┏━━

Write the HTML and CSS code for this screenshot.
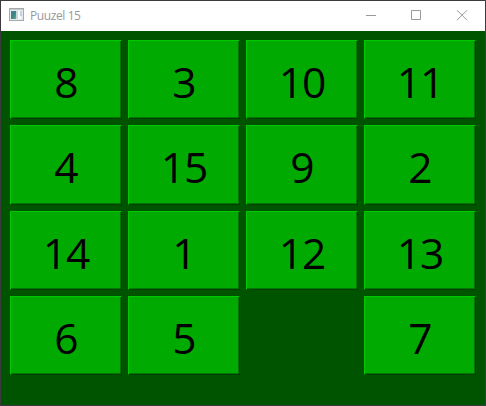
FILE: index.html
```
<!DOCTYPE html>
<html lang="en">
<head>
<meta charset="utf-8">
<title>Puuzel 15</title>
<link rel="stylesheet" href="styles.css">
</head>
<body>
<div class="window">
  <header class="titlebar">
    <svg class="app-icon" width="16" height="14" viewBox="0 0 16 14" shape-rendering="crispEdges">
      <defs><linearGradient id="pane" x2="1" y2="1"><stop stop-color="#4b7faf"/><stop offset=".5" stop-color="#388781"/><stop offset="1" stop-color="#67a68d"/></linearGradient></defs>
      <path fill="#a5a9ad" d="M0 0h15v13H0z"/>
      <path fill="#e9ebee" d="M1 1h13v11H1z"/>
      <path fill="#c5c9ce" d="M1 1h13v1H1z"/>
      <path fill="url(#pane)" d="M2 3h5v8H2z"/>
      <path fill="#c3dcda" d="M7 3h2v8H7z"/>
      <path fill="#fafafa" d="M9 3h3v8H9z"/>
      <path fill="#c6d2d9" d="M11 3h2v5h-2z"/>
    </svg>
    <span class="title">Puuzel 15</span>
    <div class="controls">
      <svg width="45" height="30" viewBox="0 0 45 30"><path d="M10 14.5h10"/></svg>
      <svg width="45" height="30" viewBox="0 0 45 30"><path d="M10.5 9.5h9v9h-9z"/></svg>
      <svg width="30" height="30" viewBox="0 0 30 30"><path d="M11 9.2l10 10M21 9.2l-10 10"/></svg>
    </div>
  </header>
  <main class="board">
    <div class="tile">8</div><div class="tile">3</div><div class="tile">10</div><div class="tile">11</div>
    <div class="tile">4</div><div class="tile">15</div><div class="tile">9</div><div class="tile">2</div>
    <div class="tile">14</div><div class="tile">1</div><div class="tile">12</div><div class="tile">13</div>
    <div class="tile">6</div><div class="tile">5</div><div class="gap"></div><div class="tile">7</div>
  </main>
</div>
</body>
</html>
```
FILE: styles.css
```
body {
  margin: 0;
  font-family: "Open Sans", "Noto Sans", sans-serif;
}
.window {
  box-sizing: border-box;
  width: 486px;
  height: 406px;
  border: 1px solid #3b3a3c;
  display: flex;
  flex-direction: column;
  background: #005400;
}
.titlebar {
  height: 30px;
  display: flex;
  align-items: center;
  padding-left: 8px;
  background: #fff;
}
.app-icon {
  display: block;
  margin-bottom: 2px;
}
.title {
  margin-left: 5px;
  font-size: 12px;
  line-height: 16px;
  letter-spacing: -0.4px;
  color: #999;
}
.controls {
  display: flex;
  margin-left: auto;
  width: 129px;
}
.controls svg {
  display: block;
  flex: none;
  fill: none;
  stroke: #999;
  stroke-width: 1;
}
.board {
  flex: 1;
  display: grid;
  grid-template-columns: repeat(4, 112px);
  grid-template-rows: 79px 80px 79px 79px;
  gap: 6px;
  align-content: start;
  padding: 9px;
}
.tile {
  display: flex;
  align-items: center;
  justify-content: center;
  box-sizing: border-box;
  padding-top: 4px;
  background: #00aa00;
  border: 1px solid;
  border-color: #00c800 #003f00 #003f00 #00c800;
  box-shadow: inset -1px -1px #007800;
  font-size: 42.5px;
  line-height: 60px;
  letter-spacing: -1px;
  color: #000;
}
```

┗━━

**Objective**
The material above must be printed exactly, with its pictures left out.

**Result below**
Write the HTML and CSS code for this screenshot.
FILE: index.html
```
<!DOCTYPE html>
<html lang="en">
<head>
<meta charset="utf-8">
<title>Puuzel 15</title>
<link rel="stylesheet" href="styles.css">
</head>
<body>
<div class="window">
  <header class="titlebar">
    <svg class="app-icon" width="16" height="14" viewBox="0 0 16 14" shape-rendering="crispEdges">
      <defs><linearGradient id="pane" x2="1" y2="1"><stop stop-color="#4b7faf"/><stop offset=".5" stop-color="#388781"/><stop offset="1" stop-color="#67a68d"/></linearGradient></defs>
      <path fill="#a5a9ad" d="M0 0h15v13H0z"/>
      <path fill="#e9ebee" d="M1 1h13v11H1z"/>
      <path fill="#c5c9ce" d="M1 1h13v1H1z"/>
      <path fill="url(#pane)" d="M2 3h5v8H2z"/>
      <path fill="#c3dcda" d="M7 3h2v8H7z"/>
      <path fill="#fafafa" d="M9 3h3v8H9z"/>
      <path fill="#c6d2d9" d="M11 3h2v5h-2z"/>
    </svg>
    <span class="title">Puuzel 15</span>
    <div class="controls">
      <svg width="45" height="30" viewBox="0 0 45 30"><path d="M10 14.5h10"/></svg>
      <svg width="45" height="30" viewBox="0 0 45 30"><path d="M10.5 9.5h9v9h-9z"/></svg>
      <svg width="30" height="30" viewBox="0 0 30 30"><path d="M11 9.2l10 10M21 9.2l-10 10"/></svg>
    </div>
  </header>
  <main class="board">
    <div class="tile">8</div><div class="tile">3</div><div class="tile">10</div><div class="tile">11</div>
    <div class="tile">4</div><div class="tile">15</div><div class="tile">9</div><div class="tile">2</div>
    <div class="tile">14</div><div class="tile">1</div><div class="tile">12</div><div class="tile">13</div>
    <div class="tile">6</div><div class="tile">5</div><div class="gap"></div><div class="tile">7</div>
  </main>
</div>
</body>
</html>
```
FILE: styles.css
```
body {
  margin: 0;
  font-family: "Open Sans", "Noto Sans", sans-serif;
}
.window {
  box-sizing: border-box;
  width: 486px;
  height: 406px;
  border: 1px solid #3b3a3c;
  display: flex;
  flex-direction: column;
  background: #005400;
}
.titlebar {
  height: 30px;
  display: flex;
  align-items: center;
  padding-left: 8px;
  background: #fff;
}
.app-icon {
  display: block;
  margin-bottom: 2px;
}
.title {
  margin-left: 5px;
  font-size: 12px;
  line-height: 16px;
  letter-spacing: -0.4px;
  color: #999;
}
.controls {
  display: flex;
  margin-left: auto;
  width: 129px;
}
.controls svg {
  display: block;
  flex: none;
  fill: none;
  stroke: #999;
  stroke-width: 1;
}
.board {
  flex: 1;
  display: grid;
  grid-template-columns: repeat(4, 112px);
  grid-template-rows: 79px 80px 79px 79px;
  gap: 6px;
  align-content: start;
  padding: 9px;
}
.tile {
  display: flex;
  align-items: center;
  justify-content: center;
  box-sizing: border-box;
  padding-top: 4px;
  background: #00aa00;
  border: 1px solid;
  border-color: #00c800 #003f00 #003f00 #00c800;
  box-shadow: inset -1px -1px #007800;
  font-size: 42.5px;
  line-height: 60px;
  letter-spacing: -1px;
  color: #000;
}
```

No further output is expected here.